Bilingualism in Tatarstan after 1990s: Will Tatar Survive in City?

Mınsafına A.

in: he City: Literary Encounters / Şehir: Edebî Karşılaşmalar, Erman Gören,Ebru Yener Gökşenli,Mehmet Şerif Eskin,Bülent Çağlakpınar, Editor, Istanbul University, İstanbul, pp.167-178, 2021

  • Publication Type: Book Chapter / Chapter Research Book
  • Publication Date: 2021
  • Publisher: Istanbul University
  • City: İstanbul
  • Page Numbers: pp.167-178
  • Editors: Erman Gören,Ebru Yener Gökşenli,Mehmet Şerif Eskin,Bülent Çağlakpınar, Editor


The national policy of the Soviet government has strengthened the Russian language over the whole territory of the USSR. Until 1990, Russian was the only language of interethnic communication. Tatar had a restricted sphere of usage and a low level of social prestige.

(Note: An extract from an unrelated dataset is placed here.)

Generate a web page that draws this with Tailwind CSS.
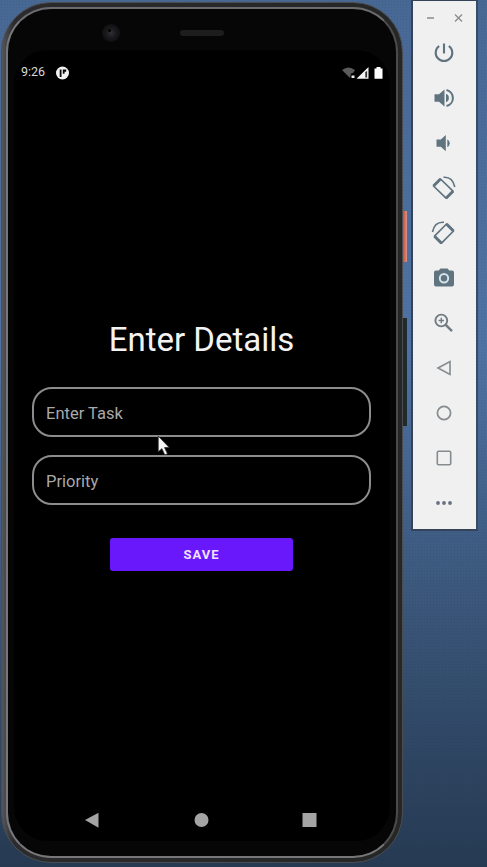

As a result of implementing a non-ethnic monolingual society strategy in the USSR, bilingualism in the territory of modern Tatarstan and especially in cities was very asymmetric. From 1992 on, with recognition of Russian and Tatar as equal state languages in the Republic of Tatarstan, one of the main goals of the language policy in the republic has been to expand the social and cultural function of the Tatar language, raising its role and increasing the number of speakers. According to the current situation, Tatar-Russian bilingualism with Tatar being the dominant language is widespread in rural areas. In cities, especially large ones, the main medium of communication is Russian. Though almost all rural Tatars consider the Tatar language to be their native language, internal migration from village to city favors the expansion of Russian language usage and localization of the usage of Tatar. Urbanization contributes to the wide use of Russian and leads to the Russification of the significant part of the urban population. Russian monolingualism in cities is especially obvious in science, education, and technologies. Today the entire population of the republic speaks Russian, while only 86% of Tatars and only 7.5% of Russians can speak Tatar. With the process of urbanization, these numbers may change soon, not giving a chance for Tatar to become an equal city language.